The Wedding is the most cherishably beautiful of the lyrical pieces to be encountered on this album – it was written for his own wedding day – but there is also the domestic-cum-nature setting of Wildfire to demonstrate that Lord is also inspired by topography and place. Other pieces enshrine more compact sensibilities: Little Star, written for his daughter, is tender, whilst Kaleidoscope has the mighty force of organ-like hymnal solemnity. Time to Remember was written as an envoi for his mother and it flows not as an elegy but more as a celebration.
It ends a charming and often touching album. These little pieces are wholly unpretentious and all the nicer for it. The sheet music is available to buy too.

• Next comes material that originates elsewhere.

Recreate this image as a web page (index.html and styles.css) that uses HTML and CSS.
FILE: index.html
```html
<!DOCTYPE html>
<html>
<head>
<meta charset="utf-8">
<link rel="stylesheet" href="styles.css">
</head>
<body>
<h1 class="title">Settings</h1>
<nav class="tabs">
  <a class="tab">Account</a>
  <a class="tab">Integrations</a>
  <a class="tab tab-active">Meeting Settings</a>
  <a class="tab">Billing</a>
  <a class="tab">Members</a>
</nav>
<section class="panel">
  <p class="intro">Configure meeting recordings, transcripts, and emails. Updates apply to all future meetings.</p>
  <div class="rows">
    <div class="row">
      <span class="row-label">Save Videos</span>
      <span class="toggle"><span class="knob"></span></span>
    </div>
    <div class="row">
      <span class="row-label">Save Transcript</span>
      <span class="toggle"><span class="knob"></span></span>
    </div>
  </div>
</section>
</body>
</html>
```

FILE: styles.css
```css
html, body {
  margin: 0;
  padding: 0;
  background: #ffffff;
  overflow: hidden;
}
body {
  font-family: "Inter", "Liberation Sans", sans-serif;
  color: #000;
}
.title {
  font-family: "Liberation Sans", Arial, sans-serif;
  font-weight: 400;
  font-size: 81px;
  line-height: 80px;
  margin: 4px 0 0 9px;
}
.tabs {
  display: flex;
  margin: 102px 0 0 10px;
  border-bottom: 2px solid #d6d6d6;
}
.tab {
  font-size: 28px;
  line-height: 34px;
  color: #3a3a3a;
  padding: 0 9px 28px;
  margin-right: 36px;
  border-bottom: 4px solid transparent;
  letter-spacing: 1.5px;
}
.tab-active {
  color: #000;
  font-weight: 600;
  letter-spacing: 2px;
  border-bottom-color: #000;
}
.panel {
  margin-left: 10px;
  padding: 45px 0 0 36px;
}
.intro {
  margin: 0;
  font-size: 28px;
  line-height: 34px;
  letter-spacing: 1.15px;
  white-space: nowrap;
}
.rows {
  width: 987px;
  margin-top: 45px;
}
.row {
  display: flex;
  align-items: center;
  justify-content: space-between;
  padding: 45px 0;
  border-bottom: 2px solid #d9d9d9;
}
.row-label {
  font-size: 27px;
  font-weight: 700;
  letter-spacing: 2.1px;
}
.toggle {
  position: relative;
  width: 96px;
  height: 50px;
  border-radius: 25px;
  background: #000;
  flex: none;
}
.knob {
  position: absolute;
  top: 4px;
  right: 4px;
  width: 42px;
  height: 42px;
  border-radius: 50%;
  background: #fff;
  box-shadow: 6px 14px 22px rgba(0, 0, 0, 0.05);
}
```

I recently reconnected with an old school friend, pianist Adrian Lord, discovering he has just released a recording of his own Twelve Romances for Piano, entitled Journey. As the name would suggest, this is a very personal set of solo piano pieces, some inspired by significant places, such as childhood holidays in the Peak District, and travels in Scotland. The album was recorded in the stunning setting of a studio at Crear in Western Scotland, overlooking the Paps of Jura. This is a highly enjoyable and atmospheric short set of miniatures, with a common thread of rhythmic momentum and interest over simple harmonic progressions. The result is often very effective and engaging. There are clear references to family roots in the Lancashire mills, with spinning rhythms in ‘Blaize’ and ‘Revolutions’, and a similar sense of perpetual motion in the hypnotic opening ‘Prelude’. The pieces are united by their use of repetition and arpeggiated patterns, yet variety is achieved in imaginative use of dynamics, such as in the fiery sections of ‘Wildfire’, and the moving concluding ‘Time to Remember’, written in memory of his recently deceased mother. Adrian performs this personal collection with conviction, and the quasi-improvisatory nature of his compositions makes for very engaging listen.